In the 21st century, this environment of nothing has become more fractured. Globalization and technology amid late capitalism have left an astoundingly fractured world compared to anything previous in human history. The world is broken up by endless media images, by so many languages encountering each other, by international travel and business, and the list goes on. People of today are more broken apart than ever, and the advantage is that this can give a true sense of the self as not being stable, as not being whatever superficial thing it may before have seemed to be at any given moment.
Dark Inside
IAMX is able to portray both us and the world with astounding reasonableness. As an artistic project, this is meant to be whatever it is for any given person who is moved by it, and I don’t doubt that Chris’ intent might veer from some of my readings of his songs, particularly with the ambiguity that X is, but the brilliance of how well he channels major artistic currents is an important accomplishment. It helps to make the case for the importance of underground music. The mainstream rock press doesn’t have as much awareness of underground industrial music as it does the idiocy of pop star idols, and the journalists working in that industry are not informed or educated enough to be aware of major artistic and intellectual trends that can really situate what qualifies a work as an important piece of art rather than a commercial machine. IAMX is the domain of true intellect, and it should be enjoyed, partied with, and taken seriously as necessary artistry.

Chris Corner’s music is an exploration of human selfhood and a demonstration of the joy of not being. Him and Sammi Doll are both prone to depression, and they are very upfront about this. It’s a central part of their music and also a major source of inspiration. The band channels some of the most profound sources of inspiration in music, as though Chris is so serious about being X that he exists as the waves of feeling in the songs and nothing more almost. The shared sense of self and transcendence that happen with the best music is irreplaceable and is what his band is about. The darkness of this experience is fundamentally haunting and profound. Even psychedelic themes happen within his songs but always in a deeply expressive and psychological way.

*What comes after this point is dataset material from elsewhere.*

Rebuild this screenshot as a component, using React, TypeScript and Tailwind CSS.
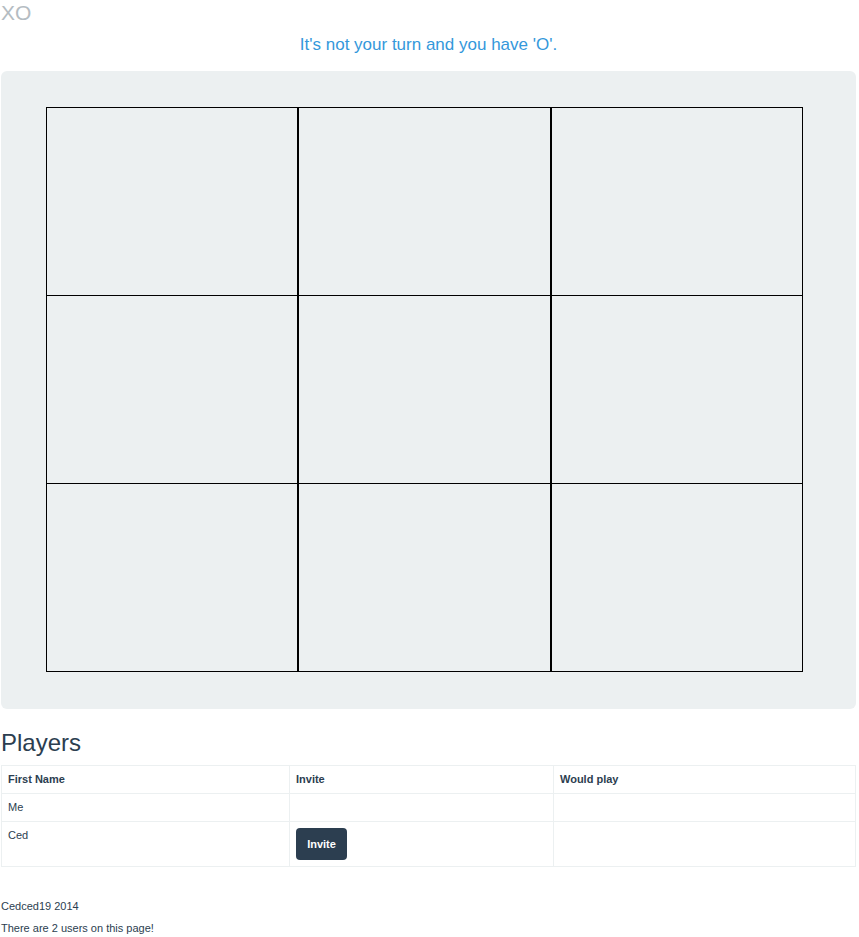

The profundity of what Chris has accomplished with his music is astounding. It’s well worth serious thought and critical reflection, and the accompaniment of other band members is equally fierce and profound for the band’s live existence. They exhibit odd, chaotic, and intelligent dispositions that add greatly to IAMX. Sammi is also a founder of the synth rock band Bullet Height. It is an essential project and helps to expand the dark universe of internal hauntings that Chris has created, showing a genuine expansion of a vision that started with IAMX. It is her own ideas combined with Jon Courtney, but there are beautiful IAMX influences in the internalized dark lyricism and beautiful synth style. Jon Siren’s drumming is a fierce attack to support Chris, and he has a skill that is irreplaceable for the band’s live version. Janine Gezang adds a wonderful odd element to this as the least predictable force who gets deeply lost in performance with Chris, and it becomes a show that is like living inside of a painting made by someone who is too unstable to ever finish the canvas. Our fleeting glimpses of the world minus all the structure is what is left, and it immerses us into the flow of the songs and the well delivered common themes that weave them into a darkly glowing whole. The best way I can describe the tapestry that Chris has built into his sounds is to say that IAMX has captured the fires of creation, a chaotic but beautiful force that arises out of absolutely nothing, and the band helps us to see what nothing is – an experience which could be anything.
Mile Deep Hollow Tour
I was fortunate to again see IAMX on the Mile Deep Hollow Tour in Denver a few nights ago. Chris Corner was in top form at Bluebird Theater, and from up front I had a gripping view of the visual part of his performance. Mirrors were positioned all around to reflect and bounce around beams of light. The jagged lighting adds to the cacophony of the sound with band members spending a lot of time in darkness that emerges into light, often times with powerful directed beams cascading through the mirror set up. So much of his work is about consciousness and personhood posed as existential questions that it is hard not to see this as his way of portraying himself. This is even more the case when one considers that he is very preoccupied with mental health. He is open about his own struggles with this, but he has also started doing something very good by advocating publicly for more recognition and support for mental health issues. Chris has begun a new presence on the Patreon platform, and as he gets funding from fans, he has also chosen to lend his presence to a good cause which he has a serious concern about.

While Denver did not have one, some shows have gatherings where mental health is a major focus while Chris fields questions from IAMX fans. I do see something profound in this, because X is still after all a question mark, a way of designating an unstable identity that we must choose to make for ourselves. As a scholar of the philosophy of Jacques Derrida, this is most intriguing to me as much of literary theory after Derrida as well as strands of European thought that are descendants of him view meaning as something that is waiting to be inscribed and not a thing to be found in objects waiting in the world as stable identities. Similarly the self is treated as not having a true interior but instead being a collage of encounters with the world and other people from which we make only parts of ourselves. The bouncing beams of light sent through mirrors across the stage are much like this process of becoming. Light doesn’t really have its own direction, but it can be shaped and bounced around. Personal identity is like this as well, and it raises the question of mental health in the sense that if Chris is correct that X is a good description of personhood, mental instability is inherently a natural human tendency, because none of us are ever stable things to begin with.

It was a remarkably beautiful and difficult show to photograph. So much darkness, backlighting, and high contrast between darkness and bright beams of light is taxing as a photographic exercise but quite absorbing and fun, because it is a visually rich environment with lighting well worth studying. The lights centered on Chris most especially, with the other band members spending more time in the dark, but everyone was effectively flickering in and out of darkness with sometimes very fast and harsh illumination. The song Mile Deep Hollow was especially moving, and the remix album based on it was well worth staging this month long tour for. Chris said he wrote the song about his audience rescuing him from depression, and it is indeed a beautiful song about finding the light. It creates a nice equation or at least linkage between love and hope. “And I love you. You brought me home, when you dragged me out of a mile deep hollow,” becomes a way of showing a glimmer of light amidst dark internal cavernous spaces. The song has many lines expressing gratitude, and I do admire the sincerity of that from someone who is very blunt about having been lost. It’s nice for audiences to be around gracious performers, but more to the point is that gratitude of that type spreads good will through an audience and a work of art. It is a far better experience to share with others than to see bitter performers. Art is meant to provide glimpses of light that allow for others to experience different perspectives they might not otherwise find. The ability for music to create such a shared sense of that does make mutual gratitude a powerful thing, and it makes the notes of a song ever more intoxicating.